A noter enfin, mais le sujet n’est pas propre aux associations, des complexités administratives et financières croissantes, des retards dans le versement des subventions, ce qui impacte notre trésorerie et nous oblige à nous retourner vers notre banquier heureusement compréhensif.
- S’agissant enfin de la gouvernance de l’association, je me dois de souligner la difficulté de trouver des bénévoles pour occuper des fonctions dirigeantes (président, vice-président, trésorier, secrétaire). Autant il est assez facile de recruter des bénévoles pour des actions ponctuelles de quelques heures par semaine comme la maraude, l’aide aux devoirs ou l’apprentissage de la langue française, autant c’est plus compliqué pour des missions plus durables et plus exigeantes et qui, de surcroît, comportent des responsabilités juridiques et financières, sans parler de la charge mentale, des soucis divers liés à l’activité même de l’association et aux publics qu’elle accueille. Même si le président n’exerce pas, ou peu, de fonctions opérationnelles -il y a une direction et des services pour cela-, il n’en reste pas moins vrai qu’il incarne, qu’il représente l’association auprès des autorités locales, des financeurs et des partenaires, qu’il en est le représentant légal. Et puis c’est lui aussi qui, avec le conseil d’administration et le Bureau, impulse les projets et est le garant de la cohésion, de l’unité de l’association ainsi que du respect des valeurs associatives qui la fondent.
Il semble que tout cela fasse peur à certains et soit un frein puissant à un engagement dans la durée même s’il a beaucoup de sens. Dommage !
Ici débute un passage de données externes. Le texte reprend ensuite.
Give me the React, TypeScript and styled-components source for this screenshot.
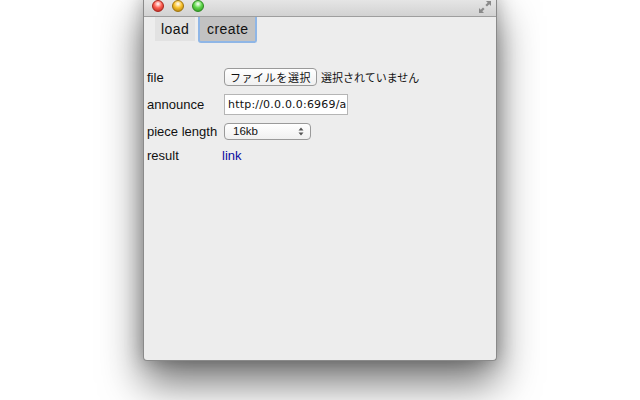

Malgré toutes ces difficultés, ces doutes, ces incertitudes, je suis toujours frappé par l’engagement des salariés et des bénévoles dont les missions sont rudes. Le cocktail des valeurs qui les anime (humanisme, bienveillance, empathie, patience…), et bien sûr leurs compétences et leur expérience professionnelle, sont le moteur de leur engagement, ce qui les aide à tenir bon aux avant-postes où ils côtoient chaque jour les formes les plus accentuées de l’exclusion et de la grande pauvreté.
On leur doit beaucoup de respect et de reconnaissance.